2. Experimental Details

2.1. Chemicals

Analytical grade zinc acetate dehydrate $\left(\mathrm{Zn}{\left({\mathrm{CH}}_3\mathrm{COOH}\right)}_2·2{\mathrm{H}}_2\mathrm{O}\right)$ ZnAc), cupric acetate $\left(\mathrm{Cu}{\left({\mathrm{CH}}_3\mathrm{COO}\right)}_2·{\mathrm{H}}_2\mathrm{O}\right)$ (CuAc), samarium acetate trihydrate $\left(\mathrm{Sm}{\left({\mathrm{C}}_2{\mathrm{H}}_3{\mathrm{O}}_2\right)}_3·3{\mathrm{H}}_2\mathrm{O}\right)$ (SmAc) hexamethylenetetramine $\left({\mathrm{C}}_6{\mathrm{H}}_{12}{\mathrm{N}}_4\right)$ (HMTA), ammoniumhydroxide (NH₄OH), polyethyleneimine ${\left({\mathrm{C}}_2{\mathrm{H}}_5\mathrm{N}\right)}_n$ (PEI) and ethanol were purchased from Sigma Aldrich, Lahore, Pakistan and used without any prior treatment.

2.2. Methods

The growth of Cu- and Sm-doped ZnO nanorod arrays was completed in two steps: (1) spin coating of seed layer and (2) hydrothermal method used for the growth of nanorod arrays.

2.2.1. Spin Coating of Seed Layer

To prepare the seed solution, 0.005 M of zinc acetate powder was taken, it was dissolved in 50 mL of ethanol by magnetic stirring. For uniform and full mixing, the solution was continuously stirred at room temperature for 1 h. Before the ZnO seed layer deposition, fluorine-doped tin oxide conducting glass (FTO, sheet resistance 8 Ω/cm²) substrates were cleaned ultrasonically with acetone, isopropyl alcohol and ethanol for 10 min each, respectively. The pretreatment of FTO substrates ware taken at room temperature and dried in hot air with hair dryer. The ethanolic precursor seed solution was spin coated on conducting side of fluorine-doped tin oxide (FTO) substrates at 3000 rpm for 30 s.
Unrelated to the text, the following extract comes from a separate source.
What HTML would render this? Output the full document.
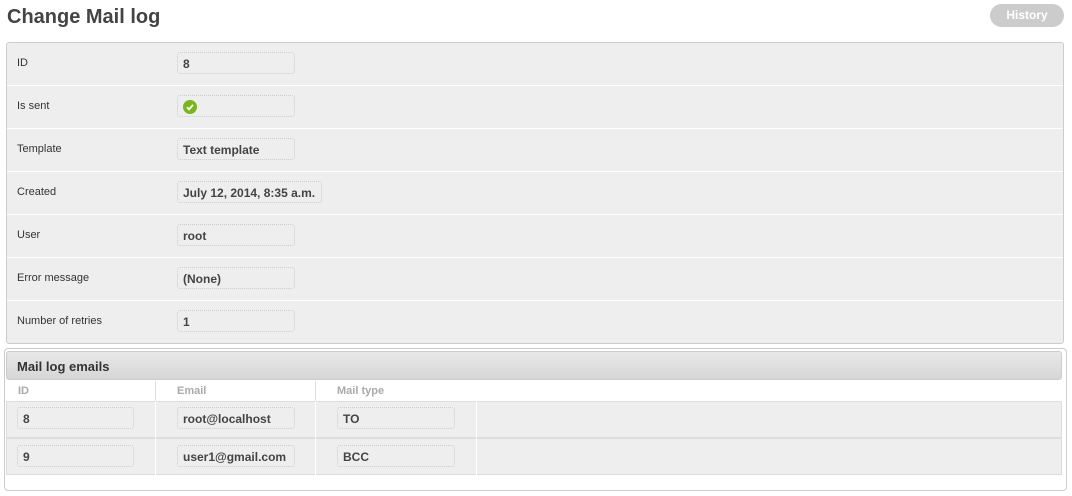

After each layer deposition, the substrates were heated in an electric oven at 100 °C for 10 min. The heated substrates were removed from the electric oven and cooled down naturally at room temperature before coating the next layer. This process was repeated three times to get ~120 nm thick seed layer. Finally, the ZnO spin-coated seed layer films were annealed at 400 °C for 30 min to convert zinc acetate to ZnO nanocrystals. These seed layers act as uniform nucleation sites for the growth of nanorod arrays.

2.2.2. Nanorod Arrays Growth

The detailed synthesis procedure of Cu- and Sm-doped ZnO nanorod arrays shown in Figure 1 was as follows: 100 wt% of zinc acetate, 1 wt% of samarium acetate and (0.0, 0.5, 1.0 and 1.5 wt%) of cupric acetate, as given in

Table 1. Parameters specifying fabrication of Cu- and Sm-doped ZnO nanorod arrays.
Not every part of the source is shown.